Work instructions
Every line of the listing must be reproduced as it stands. Leave the images behind.
/---
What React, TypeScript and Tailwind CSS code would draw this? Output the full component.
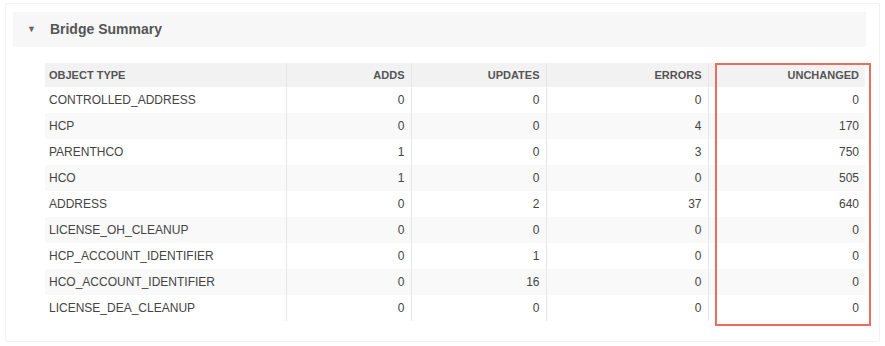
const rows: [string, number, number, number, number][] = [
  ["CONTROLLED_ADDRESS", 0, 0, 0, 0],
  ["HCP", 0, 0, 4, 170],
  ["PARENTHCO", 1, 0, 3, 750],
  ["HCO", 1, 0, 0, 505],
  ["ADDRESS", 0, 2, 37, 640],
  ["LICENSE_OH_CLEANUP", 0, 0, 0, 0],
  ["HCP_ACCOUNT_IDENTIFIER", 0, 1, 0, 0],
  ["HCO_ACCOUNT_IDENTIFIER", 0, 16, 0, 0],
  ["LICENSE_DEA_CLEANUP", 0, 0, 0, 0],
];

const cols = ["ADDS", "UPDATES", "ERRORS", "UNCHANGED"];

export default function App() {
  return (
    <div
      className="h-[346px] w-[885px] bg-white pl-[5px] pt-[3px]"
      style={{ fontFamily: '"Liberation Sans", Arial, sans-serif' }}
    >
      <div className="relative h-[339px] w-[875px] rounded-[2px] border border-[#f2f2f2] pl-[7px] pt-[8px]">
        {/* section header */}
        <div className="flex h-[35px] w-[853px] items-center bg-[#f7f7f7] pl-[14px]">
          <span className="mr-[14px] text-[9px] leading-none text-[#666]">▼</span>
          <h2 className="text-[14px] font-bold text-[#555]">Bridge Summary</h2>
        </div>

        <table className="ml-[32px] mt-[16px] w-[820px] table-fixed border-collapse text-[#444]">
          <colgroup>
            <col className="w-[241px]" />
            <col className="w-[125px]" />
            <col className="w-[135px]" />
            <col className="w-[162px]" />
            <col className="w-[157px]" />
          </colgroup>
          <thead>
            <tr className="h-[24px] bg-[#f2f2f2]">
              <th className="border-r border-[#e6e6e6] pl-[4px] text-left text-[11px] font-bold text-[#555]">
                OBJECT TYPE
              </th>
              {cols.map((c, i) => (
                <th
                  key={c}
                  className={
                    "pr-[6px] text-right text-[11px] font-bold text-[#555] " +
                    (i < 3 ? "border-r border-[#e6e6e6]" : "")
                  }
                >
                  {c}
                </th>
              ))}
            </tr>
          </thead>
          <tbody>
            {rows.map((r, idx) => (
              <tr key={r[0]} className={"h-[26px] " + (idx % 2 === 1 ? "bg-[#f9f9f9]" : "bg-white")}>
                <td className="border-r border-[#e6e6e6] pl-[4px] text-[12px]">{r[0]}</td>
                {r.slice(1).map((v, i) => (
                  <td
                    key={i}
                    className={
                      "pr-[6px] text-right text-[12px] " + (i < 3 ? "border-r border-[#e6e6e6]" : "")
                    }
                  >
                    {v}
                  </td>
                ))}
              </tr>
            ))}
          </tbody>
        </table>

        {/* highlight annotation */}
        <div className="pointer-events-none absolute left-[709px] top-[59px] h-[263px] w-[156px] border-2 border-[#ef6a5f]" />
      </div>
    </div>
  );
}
\---
Result of the exercise
What React, TypeScript and Tailwind CSS code would draw this? Output the full component.
const rows: [string, number, number, number, number][] = [
  ["CONTROLLED_ADDRESS", 0, 0, 0, 0],
  ["HCP", 0, 0, 4, 170],
  ["PARENTHCO", 1, 0, 3, 750],
  ["HCO", 1, 0, 0, 505],
  ["ADDRESS", 0, 2, 37, 640],
  ["LICENSE_OH_CLEANUP", 0, 0, 0, 0],
  ["HCP_ACCOUNT_IDENTIFIER", 0, 1, 0, 0],
  ["HCO_ACCOUNT_IDENTIFIER", 0, 16, 0, 0],
  ["LICENSE_DEA_CLEANUP", 0, 0, 0, 0],
];

const cols = ["ADDS", "UPDATES", "ERRORS", "UNCHANGED"];

export default function App() {
  return (
    <div
      className="h-[346px] w-[885px] bg-white pl-[5px] pt-[3px]"
      style={{ fontFamily: '"Liberation Sans", Arial, sans-serif' }}
    >
      <div className="relative h-[339px] w-[875px] rounded-[2px] border border-[#f2f2f2] pl-[7px] pt-[8px]">
        {/* section header */}
        <div className="flex h-[35px] w-[853px] items-center bg-[#f7f7f7] pl-[14px]">
          <span className="mr-[14px] text-[9px] leading-none text-[#666]">▼</span>
          <h2 className="text-[14px] font-bold text-[#555]">Bridge Summary</h2>
        </div>

        <table className="ml-[32px] mt-[16px] w-[820px] table-fixed border-collapse text-[#444]">
          <colgroup>
            <col className="w-[241px]" />
            <col className="w-[125px]" />
            <col className="w-[135px]" />
            <col className="w-[162px]" />
            <col className="w-[157px]" />
          </colgroup>
          <thead>
            <tr className="h-[24px] bg-[#f2f2f2]">
              <th className="border-r border-[#e6e6e6] pl-[4px] text-left text-[11px] font-bold text-[#555]">
                OBJECT TYPE
              </th>
              {cols.map((c, i) => (
                <th
                  key={c}
                  className={
                    "pr-[6px] text-right text-[11px] font-bold text-[#555] " +
                    (i < 3 ? "border-r border-[#e6e6e6]" : "")
                  }
                >
                  {c}
                </th>
              ))}
            </tr>
          </thead>
          <tbody>
            {rows.map((r, idx) => (
              <tr key={r[0]} className={"h-[26px] " + (idx % 2 === 1 ? "bg-[#f9f9f9]" : "bg-white")}>
                <td className="border-r border-[#e6e6e6] pl-[4px] text-[12px]">{r[0]}</td>
                {r.slice(1).map((v, i) => (
                  <td
                    key={i}
                    className={
                      "pr-[6px] text-right text-[12px] " + (i < 3 ? "border-r border-[#e6e6e6]" : "")
                    }
                  >
                    {v}
                  </td>
                ))}
              </tr>
            ))}
          </tbody>
        </table>

        {/* highlight annotation */}
        <div className="pointer-events-none absolute left-[709px] top-[59px] h-[263px] w-[156px] border-2 border-[#ef6a5f]" />
      </div>
    </div>
  );
}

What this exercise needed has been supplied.